--- start of Data for the task ---

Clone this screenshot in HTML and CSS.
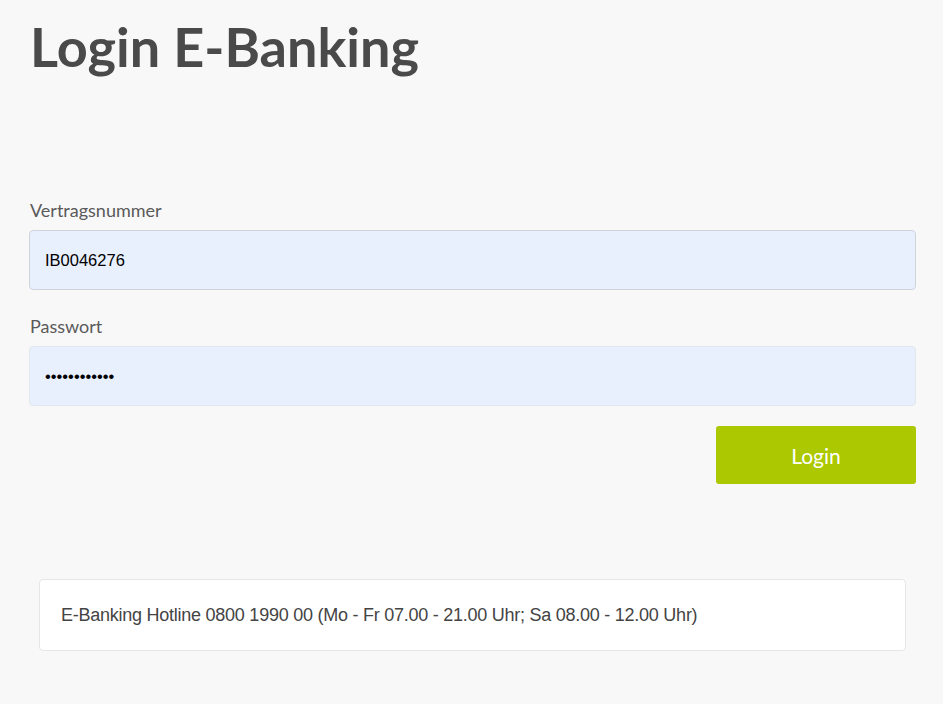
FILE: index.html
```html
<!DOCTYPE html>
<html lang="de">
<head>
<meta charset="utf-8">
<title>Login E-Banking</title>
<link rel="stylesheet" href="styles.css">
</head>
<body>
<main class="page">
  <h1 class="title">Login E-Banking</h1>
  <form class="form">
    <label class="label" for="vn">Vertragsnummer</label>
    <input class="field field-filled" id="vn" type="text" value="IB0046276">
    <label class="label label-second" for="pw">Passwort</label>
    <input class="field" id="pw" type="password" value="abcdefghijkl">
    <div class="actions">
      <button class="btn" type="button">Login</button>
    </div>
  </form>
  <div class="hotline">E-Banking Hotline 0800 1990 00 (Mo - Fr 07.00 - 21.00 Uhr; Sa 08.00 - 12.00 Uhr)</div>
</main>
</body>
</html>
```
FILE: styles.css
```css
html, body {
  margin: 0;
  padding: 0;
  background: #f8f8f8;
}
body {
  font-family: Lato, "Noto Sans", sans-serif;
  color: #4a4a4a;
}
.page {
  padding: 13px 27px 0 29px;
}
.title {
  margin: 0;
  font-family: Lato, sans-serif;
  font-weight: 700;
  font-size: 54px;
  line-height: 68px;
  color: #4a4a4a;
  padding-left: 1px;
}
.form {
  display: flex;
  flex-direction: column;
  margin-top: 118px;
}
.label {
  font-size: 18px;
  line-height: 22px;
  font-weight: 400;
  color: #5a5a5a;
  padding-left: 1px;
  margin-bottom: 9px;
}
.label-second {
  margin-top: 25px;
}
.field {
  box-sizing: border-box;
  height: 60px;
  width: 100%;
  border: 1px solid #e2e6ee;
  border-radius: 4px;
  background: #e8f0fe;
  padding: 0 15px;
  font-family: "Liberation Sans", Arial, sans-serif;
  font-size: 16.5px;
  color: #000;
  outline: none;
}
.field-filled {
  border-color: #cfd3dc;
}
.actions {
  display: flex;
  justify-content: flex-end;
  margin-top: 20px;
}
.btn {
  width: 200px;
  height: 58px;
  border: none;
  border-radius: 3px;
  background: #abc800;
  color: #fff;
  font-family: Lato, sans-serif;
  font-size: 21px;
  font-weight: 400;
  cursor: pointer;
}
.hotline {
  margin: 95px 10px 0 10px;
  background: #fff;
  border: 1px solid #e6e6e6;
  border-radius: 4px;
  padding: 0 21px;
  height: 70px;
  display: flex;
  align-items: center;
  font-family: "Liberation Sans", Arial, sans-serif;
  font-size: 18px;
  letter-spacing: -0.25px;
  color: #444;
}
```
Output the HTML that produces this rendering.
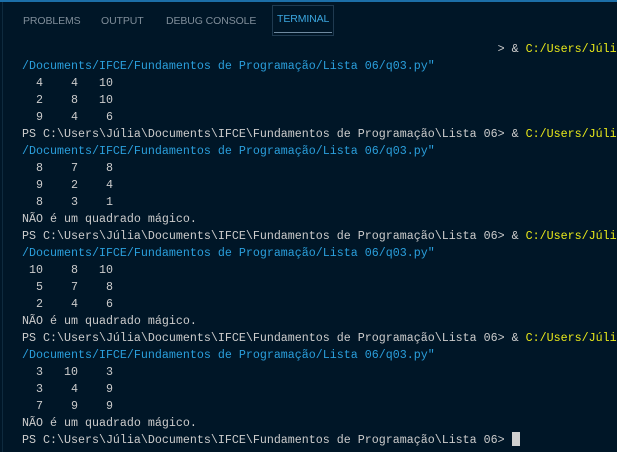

--- end of Data for the task ---

Written instruction:
Retype each record exactly as it stands, but do not include the pictures.

Solution for this problem:
Clone this screenshot in HTML and CSS.
FILE: index.html
```html
<!DOCTYPE html>
<html lang="de">
<head>
<meta charset="utf-8">
<title>Login E-Banking</title>
<link rel="stylesheet" href="styles.css">
</head>
<body>
<main class="page">
  <h1 class="title">Login E-Banking</h1>
  <form class="form">
    <label class="label" for="vn">Vertragsnummer</label>
    <input class="field field-filled" id="vn" type="text" value="IB0046276">
    <label class="label label-second" for="pw">Passwort</label>
    <input class="field" id="pw" type="password" value="abcdefghijkl">
    <div class="actions">
      <button class="btn" type="button">Login</button>
    </div>
  </form>
  <div class="hotline">E-Banking Hotline 0800 1990 00 (Mo - Fr 07.00 - 21.00 Uhr; Sa 08.00 - 12.00 Uhr)</div>
</main>
</body>
</html>
```
FILE: styles.css
```css
html, body {
  margin: 0;
  padding: 0;
  background: #f8f8f8;
}
body {
  font-family: Lato, "Noto Sans", sans-serif;
  color: #4a4a4a;
}
.page {
  padding: 13px 27px 0 29px;
}
.title {
  margin: 0;
  font-family: Lato, sans-serif;
  font-weight: 700;
  font-size: 54px;
  line-height: 68px;
  color: #4a4a4a;
  padding-left: 1px;
}
.form {
  display: flex;
  flex-direction: column;
  margin-top: 118px;
}
.label {
  font-size: 18px;
  line-height: 22px;
  font-weight: 400;
  color: #5a5a5a;
  padding-left: 1px;
  margin-bottom: 9px;
}
.label-second {
  margin-top: 25px;
}
.field {
  box-sizing: border-box;
  height: 60px;
  width: 100%;
  border: 1px solid #e2e6ee;
  border-radius: 4px;
  background: #e8f0fe;
  padding: 0 15px;
  font-family: "Liberation Sans", Arial, sans-serif;
  font-size: 16.5px;
  color: #000;
  outline: none;
}
.field-filled {
  border-color: #cfd3dc;
}
.actions {
  display: flex;
  justify-content: flex-end;
  margin-top: 20px;
}
.btn {
  width: 200px;
  height: 58px;
  border: none;
  border-radius: 3px;
  background: #abc800;
  color: #fff;
  font-family: Lato, sans-serif;
  font-size: 21px;
  font-weight: 400;
  cursor: pointer;
}
.hotline {
  margin: 95px 10px 0 10px;
  background: #fff;
  border: 1px solid #e6e6e6;
  border-radius: 4px;
  padding: 0 21px;
  height: 70px;
  display: flex;
  align-items: center;
  font-family: "Liberation Sans", Arial, sans-serif;
  font-size: 18px;
  letter-spacing: -0.25px;
  color: #444;
}
```
Output the HTML that produces this rendering.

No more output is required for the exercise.